Louise Handsworth was 14 when she fell under the spell of her karate teacher, Mike Hughes. Unhappy at home and short of friends who would listen to her woes, Lou thinks she’s hit the jackpot when Mike takes an interest in her. He even whisks her away for a secret weekend in France – but then the dream turns sour and Lou begins to see Mike for what he really is…
Move on 18 years and Lou has created a new life for herself in London, although the repercussions of those teenage mistakes still affect her badly. She struggles to have any meaningful, long term relationships with men and is haunted by memories of Mike and what he did to her. Then her father dies and leaves her the family home back in Malvern. Fresh out of yet another disappointing relationship, Lou ups sticks and returns to the place where she grew up.
It’s a big mistake, and bad memories come rushing back. Then Lou spots Mike, out of prison now and working in a garden centre. But what’s that? He’s kissing a young girl who can barely have reached her teens? Lou wonders what she can do to stop history repeating itself, and her solution is an unusual one… Perhaps a little revenge is in the pipes.
Not content with one compelling storyline, Taylor introduces Wendy, a woman in her 50s who lives alone, with only her Springer Spaniel for company. She’s taking an unusual amount of interest in Lou’s life and uses a fake name and profile to befriend her on Facebook. What could be the reason for Wendy’s stalking behaviour? It will take you a while to find out, but once the cat is out of the bag there are no end of possibilities as to where this story is likely to go next.
The narrative thread bounces between the three lead female characters, with Lou’s present-day predicament topped and tailed by snippets from the diary she kept while her relationship with Mike was in full flow. These italicised passages are sometimes difficult to read, so raw are the emotions of the young and impressionable girl wielding the pen. In contrast, grown up Louise is world-weary, afraid to trust anyone and battling to keep things together. However, when the going gets tough, she may just surprise you.
While Chloe, Mike’s latest target, wears her heart on her sleeve as a typical marginalised 13-year-old girl, Wendy is a much tougher nut to crack. The early impressions of a middle-aged spinster content to walk her dog and do a bit of knitting are there to lull you into a false sense of security as Taylor trickily plays with perceptions like a stage magician.

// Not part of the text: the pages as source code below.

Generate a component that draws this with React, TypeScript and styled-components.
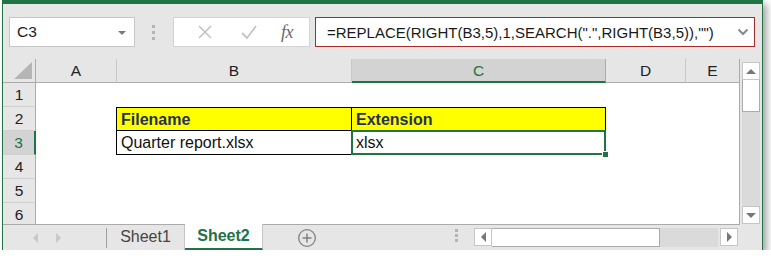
import React from "react";
import styled, { createGlobalStyle, css } from "styled-components";

const GREEN = "#217346";

const GlobalStyle = createGlobalStyle`
	html, body {
		margin: 0;
		padding: 0;
		background: #fff;
	}
	body {
		font-family: "Liberation Sans", Arial, sans-serif;
	}
`;

const columns = [
	{ name: "A", width: 81 },
	{ name: "B", width: 235 },
	{ name: "C", width: 254 },
	{ name: "D", width: 80 },
	{ name: "E", width: 54 },
];

const App = () => {
	return (
		<>
			<GlobalStyle />
			<Window>
				<FormulaBar>
					<NameBox>
						<span>C3</span>
						<SmallCaret />
					</NameBox>
					<Grip>
						<i />
						<i />
						<i />
					</Grip>
					<ButtonGroup>
						<IconSlot>
							<svg width="14" height="14" viewBox="0 0 14 14">
								<path d="M1 1 L13 13 M13 1 L1 13" stroke="#c4c4c4" strokeWidth="1.6" fill="none" />
							</svg>
						</IconSlot>
						<IconSlot>
							<svg width="16" height="14" viewBox="0 0 16 14">
								<path d="M1 8 L6 13 L15 1" stroke="#c4c4c4" strokeWidth="1.8" fill="none" />
							</svg>
						</IconSlot>
						<Fx>fx</Fx>
					</ButtonGroup>
					<FormulaInput>
						<FormulaText>=REPLACE(RIGHT(B3,5),1,SEARCH(".",RIGHT(B3,5)),"")</FormulaText>
						<svg width="12" height="8" viewBox="0 0 12 8">
							<path d="M1.5 1.5 L6 6 L10.5 1.5" stroke="#888" strokeWidth="2" fill="none" />
						</svg>
					</FormulaInput>
				</FormulaBar>

				<SheetArea>
					<Sheet>
						<Corner>
							<svg width="20" height="18" viewBox="0 0 20 18">
								<polygon points="19,0 19,17 1,17" fill="#b5b5b5" />
							</svg>
						</Corner>
						{columns.map((c) => (
							<ColHeader key={c.name} $active={c.name === "C"}>
								{c.name}
							</ColHeader>
						))}

						{[1, 2, 3, 4, 5, 6].map((row) => (
							<React.Fragment key={row}>
								<RowHeader $active={row === 3}>{row}</RowHeader>
								<Cell />
								{row === 2 ? (
									<>
										<TableCell $head $first>Filename</TableCell>
										<TableCell $head>Extension</TableCell>
									</>
								) : row === 3 ? (
									<>
										<TableCell $first>Quarter report.xlsx</TableCell>
										<TableCell>
											xlsx
											<Selection>
												<FillHandle />
											</Selection>
										</TableCell>
									</>
								) : (
									<>
										<Cell />
										<Cell />
									</>
								)}
								<Cell />
								<Cell />
							</React.Fragment>
						))}
					</Sheet>
					<VScroll>
						<ScrollButton>
							<Tri $dir="up" />
						</ScrollButton>
						<VThumb />
						<VTrack />
						<ScrollButton>
							<Tri $dir="down" />
						</ScrollButton>
					</VScroll>
				</SheetArea>

				<TabBar>
					<TabNav>
						<Tri $dir="left" $light />
						<Tri $dir="right" $light />
					</TabNav>
					<TabDivider />
					<SheetTab>Sheet1</SheetTab>
					<SheetTab $active>Sheet2</SheetTab>
					<AddSheet>
						<svg width="20" height="20" viewBox="0 0 20 20">
							<circle cx="10" cy="10" r="8.3" stroke="#808080" strokeWidth="1.3" fill="none" />
							<path d="M10 5.5 V14.5 M5.5 10 H14.5" stroke="#808080" strokeWidth="1.5" />
						</svg>
					</AddSheet>
					<TabSpacer />
					<Grip $small>
						<i />
						<i />
						<i />
					</Grip>
					<HScroll>
						<ScrollButton>
							<Tri $dir="left" />
						</ScrollButton>
						<HThumb />
						<HTrack />
						<ScrollButton $gap>
							<Tri $dir="right" />
						</ScrollButton>
					</HScroll>
				</TabBar>
			</Window>
		</>
	);
};

const Window = styled.div`
	margin-left: 2px;
	width: 761px;
	height: 250px;
	box-sizing: border-box;
	border-top: 4px solid ${GREEN};
	border-left: 1px solid ${GREEN};
	border-right: 1px solid ${GREEN};
	background: #e6e6e6;
	box-shadow: 4px 4px 7px rgba(0, 0, 0, 0.35);
	display: flex;
	flex-direction: column;
	overflow: hidden;
`;

const FormulaBar = styled.div`
	height: 55px;
	display: flex;
	align-items: flex-start;
	padding: 13px 0 0 6px;
	box-sizing: border-box;
`;

const NameBox = styled.div`
	width: 126px;
	height: 30px;
	box-sizing: border-box;
	background: #fff;
	border: 1px solid #c6c6c6;
	display: flex;
	align-items: center;
	justify-content: space-between;
	padding: 0 8px 0 7px;
	font-size: 15.5px;
	color: #222;
`;

const SmallCaret = styled.span`
	width: 0;
	height: 0;
	border-left: 4px solid transparent;
	border-right: 4px solid transparent;
	border-top: 4px solid #7a7a7a;
	margin-top: 1px;
`;

const Grip = styled.div<{ $small?: boolean }>`
	width: 4px;
	margin: ${(p) => (p.$small ? "4px 0 0 0" : "8px 17px 0 17px")};
	display: flex;
	flex-direction: column;
	gap: ${(p) => (p.$small ? "2px" : "3px")};
	i {
		display: block;
		width: 3px;
		height: 3px;
		background: #b4b4b4;
	}
`;

const ButtonGroup = styled.div`
	width: 137px;
	height: 30px;
	box-sizing: border-box;
	background: #fff;
	border: 1px solid #d4d4d4;
	display: flex;
	align-items: center;
	padding-left: 9px;
`;

const IconSlot = styled.div`
	width: 44px;
	display: flex;
	justify-content: center;
	align-items: center;
`;

const Fx = styled.span`
	margin-left: 10px;
	font-family: "Liberation Serif", "Times New Roman", serif;
	font-style: italic;
	font-size: 18px;
	color: #6a6a6a;
	letter-spacing: -0.5px;
`;

const FormulaInput = styled.div`
	margin-left: 5px;
	width: 440px;
	height: 30px;
	box-sizing: border-box;
	background: #fff;
	border: 1px solid #a52a2a;
	display: flex;
	align-items: center;
	justify-content: space-between;
	padding: 0 5px 0 11px;
`;

const FormulaText = styled.span`
	font-size: 15px;
	color: #1a1a1a;
	white-space: nowrap;
`;

const SheetArea = styled.div`
	height: 166px;
	display: flex;
`;

const Sheet = styled.div`
	width: 737px;
	height: 166px;
	overflow: hidden;
	display: grid;
	grid-template-columns: 33px ${columns.map((c) => `${c.width}px`).join(" ")};
	grid-template-rows: repeat(7, 24px);
	background: #fff;
	border-right: 1px solid #ababab;
	border-bottom: 1px solid #ababab;
	box-sizing: border-box;
`;

const headerBase = css`
	background: #e6e6e6;
	box-sizing: border-box;
	display: flex;
	align-items: center;
	justify-content: center;
	font-size: 15.5px;
	color: #222;
`;

const Corner = styled.div`
	${headerBase};
	align-items: flex-end;
	justify-content: flex-end;
	padding: 0 2px 2px 0;
	border-right: 1px solid #ababab;
	border-bottom: 1px solid #ababab;
`;

const ColHeader = styled.div<{ $active?: boolean }>`
	${headerBase};
	padding-top: 1px;
	border-right: 1px solid #c8c8c8;
	border-bottom: 1px solid #ababab;
	${(p) =>
		p.$active &&
		css`
			background: #d3d3d3;
			color: ${GREEN};
			border-bottom: 2px solid ${GREEN};
			border-right-color: #ababab;
		`}
`;

const RowHeader = styled.div<{ $active?: boolean }>`
	${headerBase};
	border-right: 1px solid #ababab;
	border-bottom: 1px solid #d0d0d0;
	${(p) =>
		p.$active &&
		css`
			background: #d3d3d3;
			color: ${GREEN};
			border-right: 2px solid ${GREEN};
		`}
`;

const Cell = styled.div`
	background: #fff;
`;

const TableCell = styled.div<{ $head?: boolean; $first?: boolean }>`
	position: relative;
	box-sizing: border-box;
	display: flex;
	align-items: center;
	padding-left: 4px;
	padding-top: 1px;
	font-size: 16px;
	color: #111;
	border-right: 1px solid #000;
	border-bottom: 1px solid #000;
	${(p) => p.$first && "border-left: 1px solid #000; margin-left: -1px;"}
	${(p) =>
		p.$head &&
		css`
			background: #ffff00;
			font-weight: bold;
			color: #26305a;
			border-top: 1px solid #000;
		`}
`;

const Selection = styled.div`
	position: absolute;
	left: -1px;
	top: -1px;
	right: -1px;
	bottom: -1px;
	border: 2px solid ${GREEN};
	pointer-events: none;
`;

const FillHandle = styled.div`
	position: absolute;
	right: -5px;
	bottom: -5px;
	width: 5px;
	height: 5px;
	background: ${GREEN};
	border: 1px solid #fff;
`;

const VScroll = styled.div`
	width: 18px;
	margin-top: 3px;
	height: 162px;
	display: flex;
	flex-direction: column;
	background: #dadada;
	margin-left: 2px;
`;

const ScrollButton = styled.div<{ $gap?: boolean }>`
	width: 18px;
	height: 18px;
	flex: none;
	box-sizing: border-box;
	background: #fff;
	border: 1px solid #c6c6c6;
	display: flex;
	align-items: center;
	justify-content: center;
	${(p) => p.$gap && "margin-left: 2px;"}
`;

const VThumb = styled.div`
	height: 32px;
	box-sizing: border-box;
	background: #fff;
	border: 1px solid #ababab;
	border-top: none;
	flex: none;
`;

const VTrack = styled.div`
	flex: 1;
`;

const Tri = styled.span<{ $dir: "up" | "down" | "left" | "right"; $light?: boolean }>`
	width: 0;
	height: 0;
	display: inline-block;
	${(p) => {
		const c = p.$light ? "#c8c8c8" : "#777";
		switch (p.$dir) {
			case "up":
				return `border-left:5px solid transparent;border-right:5px solid transparent;border-bottom:5px solid ${c};`;
			case "down":
				return `border-left:5px solid transparent;border-right:5px solid transparent;border-top:5px solid ${c};`;
			case "left":
				return `border-top:5px solid transparent;border-bottom:5px solid transparent;border-right:5px solid ${c};`;
			default:
				return `border-top:5px solid transparent;border-bottom:5px solid transparent;border-left:5px solid ${c};`;
		}
	}}
`;

const TabBar = styled.div`
	height: 25px;
	display: flex;
	align-items: stretch;
`;

const TabNav = styled.div`
	display: flex;
	align-items: center;
	justify-content: space-between;
	padding-left: 30px;
	width: 28px;
	margin-right: 45px;
`;

const TabDivider = styled.div`
	width: 1px;
	margin: 3px 0 2px;
	background: #a0a0a0;
`;

const SheetTab = styled.div<{ $active?: boolean }>`
	width: 78px;
	box-sizing: border-box;
	display: flex;
	align-items: center;
	justify-content: center;
	font-size: 16px;
	color: #444;
	padding-bottom: 2px;
	border-right: 1px solid #c6c6c6;
	${(p) =>
		p.$active &&
		css`
			background: #fff;
			color: ${GREEN};
			font-weight: bold;
			border-bottom: 2px solid ${GREEN};
			padding-bottom: 0;
			margin-top: -1px;
		`}
`;

const AddSheet = styled.div`
	margin-left: 34px;
	display: flex;
	align-items: center;
`;

const TabSpacer = styled.div`
	flex: 1;
`;

const HScroll = styled.div`
	margin: 3px 24px 3px 15px;
	width: 264px;
	height: 19px;
	display: flex;
`;

const HThumb = styled.div`
	width: 168px;
	height: 19px;
	box-sizing: border-box;
	background: #fff;
	border: 1px solid #ababab;
	border-left: none;
`;

const HTrack = styled.div`
	flex: 1;
	background: #dadada;
`;

export default App;
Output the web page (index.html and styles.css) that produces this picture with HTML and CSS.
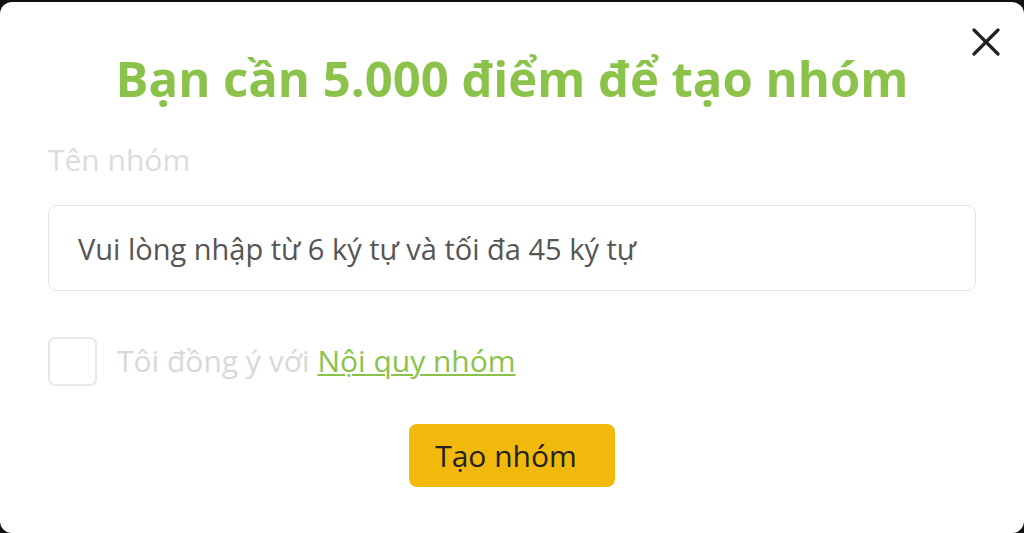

Followers of this author’s work have come to expect moments when everything is turned on its head and The Fear is no exception. As one by one our three female leads take their turn in the spotlight, be careful to check what may be lurking in the shadows. This is an engrossing, disturbing read which at times has you crying in anguish for an innocence lost, at others cheering from the sidelines at what transpires. An excellent psychological thriller by an author on top form.